Thursday, April 16, 2020

Something's Funky in Big China

There is something going on in China ... a bit of a quickening. In language and tone, they are a bit ... off.

Have a sniff of this from Global Times by Wang Wenwen based on an interview with Chu Yin, a professor at the University of International Relations;
As China rises and walks close to center stage of the world, facilitated by the relative decline of the West, many Western countries are feeling uncomfortable, which is behind their unwarranted accusations against China. In the eyes of Westerners, China is not behaving as humbly as it once did. The West believes it occupies the high moral ground and only it can point a finger at others who it deems submissive, which reflects the West's deep-rooted, self-centered mind-set.

The days when China can be put in a submissive position are long gone. China's rising status in the world, requires it to safeguard its national interests in an unequivocal way. After all, what's behind China's perceived "Wolf Warrior" style diplomacy is the changing strengths of China and the West. When the West falls short of its ability to uphold its interests, it can only resort to a hysterical hooligan style diplomacy in an attempt to maintain its waning dignity. As Western diplomats fall into disgrace, they are getting a taste of China's "Wolf Warrior" diplomacy.

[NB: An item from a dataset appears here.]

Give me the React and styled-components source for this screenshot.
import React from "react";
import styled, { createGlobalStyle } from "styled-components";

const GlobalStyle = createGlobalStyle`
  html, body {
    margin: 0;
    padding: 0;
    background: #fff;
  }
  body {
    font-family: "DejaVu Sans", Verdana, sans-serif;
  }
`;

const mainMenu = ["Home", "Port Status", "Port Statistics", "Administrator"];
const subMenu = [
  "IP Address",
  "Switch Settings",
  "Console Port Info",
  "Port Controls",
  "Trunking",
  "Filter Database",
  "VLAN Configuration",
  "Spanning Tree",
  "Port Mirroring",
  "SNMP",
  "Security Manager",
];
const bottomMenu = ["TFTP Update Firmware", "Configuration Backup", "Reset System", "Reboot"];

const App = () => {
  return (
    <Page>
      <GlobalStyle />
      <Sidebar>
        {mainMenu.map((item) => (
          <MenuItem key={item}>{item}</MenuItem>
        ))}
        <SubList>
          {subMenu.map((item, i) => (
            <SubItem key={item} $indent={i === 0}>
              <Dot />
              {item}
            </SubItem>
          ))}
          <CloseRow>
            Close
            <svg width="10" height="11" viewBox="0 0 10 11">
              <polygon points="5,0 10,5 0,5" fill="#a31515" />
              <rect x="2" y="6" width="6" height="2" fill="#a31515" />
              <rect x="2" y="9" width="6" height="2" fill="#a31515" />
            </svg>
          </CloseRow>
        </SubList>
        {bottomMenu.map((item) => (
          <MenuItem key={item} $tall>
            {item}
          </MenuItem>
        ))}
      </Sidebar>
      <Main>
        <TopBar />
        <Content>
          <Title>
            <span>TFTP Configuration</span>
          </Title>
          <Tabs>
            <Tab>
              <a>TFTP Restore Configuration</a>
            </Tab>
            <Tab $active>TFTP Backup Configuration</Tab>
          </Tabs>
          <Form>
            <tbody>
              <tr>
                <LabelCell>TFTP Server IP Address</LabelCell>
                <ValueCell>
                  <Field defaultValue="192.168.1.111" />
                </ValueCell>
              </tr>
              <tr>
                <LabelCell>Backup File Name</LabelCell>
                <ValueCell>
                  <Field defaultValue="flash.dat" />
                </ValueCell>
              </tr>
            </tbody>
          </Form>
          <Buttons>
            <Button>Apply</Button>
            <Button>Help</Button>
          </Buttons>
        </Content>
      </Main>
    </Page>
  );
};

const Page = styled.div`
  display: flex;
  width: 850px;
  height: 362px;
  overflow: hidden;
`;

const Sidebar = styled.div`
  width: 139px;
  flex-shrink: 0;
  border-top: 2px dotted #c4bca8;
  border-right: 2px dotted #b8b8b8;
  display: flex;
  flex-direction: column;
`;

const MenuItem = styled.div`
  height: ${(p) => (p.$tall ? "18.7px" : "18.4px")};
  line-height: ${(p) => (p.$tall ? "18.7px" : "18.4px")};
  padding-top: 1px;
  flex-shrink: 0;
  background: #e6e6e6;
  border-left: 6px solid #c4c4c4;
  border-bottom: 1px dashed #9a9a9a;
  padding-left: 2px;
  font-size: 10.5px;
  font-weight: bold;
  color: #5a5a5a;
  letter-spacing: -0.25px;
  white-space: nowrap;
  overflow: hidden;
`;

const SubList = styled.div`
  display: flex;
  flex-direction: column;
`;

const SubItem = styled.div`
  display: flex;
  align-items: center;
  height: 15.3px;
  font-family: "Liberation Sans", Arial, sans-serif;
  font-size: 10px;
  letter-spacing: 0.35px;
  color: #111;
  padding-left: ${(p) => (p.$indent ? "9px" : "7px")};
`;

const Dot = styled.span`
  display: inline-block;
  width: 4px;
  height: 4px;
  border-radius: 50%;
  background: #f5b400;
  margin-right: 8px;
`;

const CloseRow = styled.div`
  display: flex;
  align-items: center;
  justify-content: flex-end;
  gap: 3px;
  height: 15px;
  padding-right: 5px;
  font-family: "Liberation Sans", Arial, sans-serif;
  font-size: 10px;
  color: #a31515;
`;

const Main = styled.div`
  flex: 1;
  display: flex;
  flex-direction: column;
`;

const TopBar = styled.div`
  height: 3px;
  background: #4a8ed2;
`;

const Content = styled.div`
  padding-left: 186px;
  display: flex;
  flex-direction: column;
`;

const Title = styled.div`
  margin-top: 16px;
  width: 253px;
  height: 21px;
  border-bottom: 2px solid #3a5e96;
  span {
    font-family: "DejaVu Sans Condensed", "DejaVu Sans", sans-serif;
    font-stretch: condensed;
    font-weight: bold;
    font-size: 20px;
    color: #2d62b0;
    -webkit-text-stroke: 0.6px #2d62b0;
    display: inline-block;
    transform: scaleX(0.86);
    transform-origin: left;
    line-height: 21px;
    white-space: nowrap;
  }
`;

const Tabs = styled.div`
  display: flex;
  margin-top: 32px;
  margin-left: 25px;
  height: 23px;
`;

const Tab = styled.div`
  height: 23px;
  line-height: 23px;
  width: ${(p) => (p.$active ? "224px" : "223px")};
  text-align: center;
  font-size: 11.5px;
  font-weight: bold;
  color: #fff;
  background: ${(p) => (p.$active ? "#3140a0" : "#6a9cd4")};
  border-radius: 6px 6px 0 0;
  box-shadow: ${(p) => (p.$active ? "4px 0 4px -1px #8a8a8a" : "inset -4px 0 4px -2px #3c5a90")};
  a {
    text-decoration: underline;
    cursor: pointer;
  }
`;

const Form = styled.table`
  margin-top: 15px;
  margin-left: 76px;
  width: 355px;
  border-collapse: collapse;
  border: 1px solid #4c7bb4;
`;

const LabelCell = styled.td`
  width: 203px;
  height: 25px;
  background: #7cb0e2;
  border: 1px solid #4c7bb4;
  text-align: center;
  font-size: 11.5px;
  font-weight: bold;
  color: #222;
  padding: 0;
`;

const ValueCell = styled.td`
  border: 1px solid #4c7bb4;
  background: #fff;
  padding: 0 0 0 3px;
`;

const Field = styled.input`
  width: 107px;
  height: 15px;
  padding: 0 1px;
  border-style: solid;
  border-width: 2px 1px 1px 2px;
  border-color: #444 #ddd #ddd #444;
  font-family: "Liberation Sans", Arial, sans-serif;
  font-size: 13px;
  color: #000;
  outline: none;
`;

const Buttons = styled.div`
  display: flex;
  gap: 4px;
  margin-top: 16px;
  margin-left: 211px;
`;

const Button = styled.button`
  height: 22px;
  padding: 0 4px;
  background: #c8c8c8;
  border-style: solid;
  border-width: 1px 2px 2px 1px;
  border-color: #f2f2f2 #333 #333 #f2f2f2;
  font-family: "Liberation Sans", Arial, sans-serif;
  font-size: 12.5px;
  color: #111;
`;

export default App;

Moreover, as Chinese diplomacy increasingly reflects the interests of its people, they have become more astute in diplomatic affairs. They are no longer satisfied with a flaccid diplomatic tone.

Some claim that China is abandoning its principle of "hiding its ability and biding its time" which it stuck to over the past 30 years. The "Wolf Warrior" style of diplomacy doesn't contradict this principle, it's just less subtle. The reasoning behind this principle was to dilute ideological conflicts and concentrate on development, and China's national policy has always prioritized economic development. China embraces globalization and multilateral cooperation. The growing influence of China worldwide can be largely attributed to internationalization and the force of markets.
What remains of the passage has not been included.